Republicans were aghast in 2001 to discover that President Bill Clinton’s staff allegedly had dropped the “W” from White House computer keyboards. Frat house stuff. George W. Bush has left a legacy significantly more troubling, measured by the breakdown of normal government processes, as well as of constitutional guarantees and practices. We watch last-minute rushes to implement new administrative rules, to transform and burrow political appointees into tenured civil servants, to further weaken environmental safeguards, to shift public funds to a desired end, and to lay down policy declarations to leave the current administration’s successors bound or embarrassed until they are undone.
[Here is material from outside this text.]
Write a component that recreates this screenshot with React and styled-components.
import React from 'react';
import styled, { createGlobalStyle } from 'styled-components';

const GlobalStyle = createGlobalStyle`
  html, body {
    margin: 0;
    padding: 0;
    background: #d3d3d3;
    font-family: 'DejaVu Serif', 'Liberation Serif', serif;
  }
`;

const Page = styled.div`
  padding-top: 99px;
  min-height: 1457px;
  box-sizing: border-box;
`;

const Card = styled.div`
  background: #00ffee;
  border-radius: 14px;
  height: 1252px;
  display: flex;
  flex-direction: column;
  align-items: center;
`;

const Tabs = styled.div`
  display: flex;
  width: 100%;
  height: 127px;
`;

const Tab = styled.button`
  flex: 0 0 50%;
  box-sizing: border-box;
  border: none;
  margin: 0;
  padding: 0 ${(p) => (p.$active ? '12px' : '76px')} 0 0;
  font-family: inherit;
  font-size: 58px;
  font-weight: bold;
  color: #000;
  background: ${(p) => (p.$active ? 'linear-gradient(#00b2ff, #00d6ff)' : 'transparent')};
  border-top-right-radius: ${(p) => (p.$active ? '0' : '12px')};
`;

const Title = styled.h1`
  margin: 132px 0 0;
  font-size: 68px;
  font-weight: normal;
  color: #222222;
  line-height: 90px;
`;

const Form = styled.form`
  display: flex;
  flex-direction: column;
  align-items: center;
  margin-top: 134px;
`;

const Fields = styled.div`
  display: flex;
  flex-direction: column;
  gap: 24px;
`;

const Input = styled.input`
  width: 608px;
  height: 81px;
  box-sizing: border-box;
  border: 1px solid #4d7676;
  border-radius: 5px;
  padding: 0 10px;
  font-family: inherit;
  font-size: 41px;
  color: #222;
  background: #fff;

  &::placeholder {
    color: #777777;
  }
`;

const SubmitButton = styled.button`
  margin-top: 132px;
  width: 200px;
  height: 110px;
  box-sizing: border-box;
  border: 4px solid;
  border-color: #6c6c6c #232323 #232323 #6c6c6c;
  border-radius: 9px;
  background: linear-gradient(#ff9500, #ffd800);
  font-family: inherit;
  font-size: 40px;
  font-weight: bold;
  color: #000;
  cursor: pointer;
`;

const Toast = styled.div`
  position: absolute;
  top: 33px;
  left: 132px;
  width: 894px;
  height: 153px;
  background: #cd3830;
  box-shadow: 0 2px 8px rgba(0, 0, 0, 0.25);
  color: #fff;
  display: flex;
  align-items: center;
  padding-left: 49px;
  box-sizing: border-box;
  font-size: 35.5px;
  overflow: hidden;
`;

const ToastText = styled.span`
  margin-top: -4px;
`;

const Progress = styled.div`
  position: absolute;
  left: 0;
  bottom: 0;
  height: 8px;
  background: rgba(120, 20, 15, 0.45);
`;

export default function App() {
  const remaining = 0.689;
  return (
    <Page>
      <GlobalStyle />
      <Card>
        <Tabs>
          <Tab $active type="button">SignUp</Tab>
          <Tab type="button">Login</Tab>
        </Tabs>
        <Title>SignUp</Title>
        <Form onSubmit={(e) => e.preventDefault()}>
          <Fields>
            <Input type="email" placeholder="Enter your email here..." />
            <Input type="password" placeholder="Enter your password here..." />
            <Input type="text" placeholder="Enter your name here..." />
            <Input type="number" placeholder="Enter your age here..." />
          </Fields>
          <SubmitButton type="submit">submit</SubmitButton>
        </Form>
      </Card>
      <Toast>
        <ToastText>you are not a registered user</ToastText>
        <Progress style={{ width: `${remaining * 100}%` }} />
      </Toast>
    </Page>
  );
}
Think, for example, about the fate of official records. Will they be removed or shredded to further obscure this administration’s doings? Nourished on secrecy from its inception, and carefully concealing many of its activities through the years, the Bush administration may be determined to make one last play for secrecy by taking its records and storing them in a Dallas warehouse, pending a Bush library. In these waning weeks, a group of us is locked in legal combat with Vice President Dick Cheney and his corps of unseen advisers, seeking an injunction to prevent them from leaving office with their e-mail records. {Citizens for Responsibility and Ethics in Washington, et al., v. Richard B. Cheney, et al, Civil Action No. 08-1548, U.S. District Court, District of Columbia}.
Cheney and his team are resisting at every turn, following a strategy of running out the clock and thereby implicitly admitting their intention to destroy or take their records.If Barack Obama as president would withdraw Bush’s infamous Executive Order 13233, which effectively repealed the Presidential Records Act of 1978, Bush and Cheney still can expect to seal their papers for at least 12 years. If Richard Nixon is their model, count on at least 20.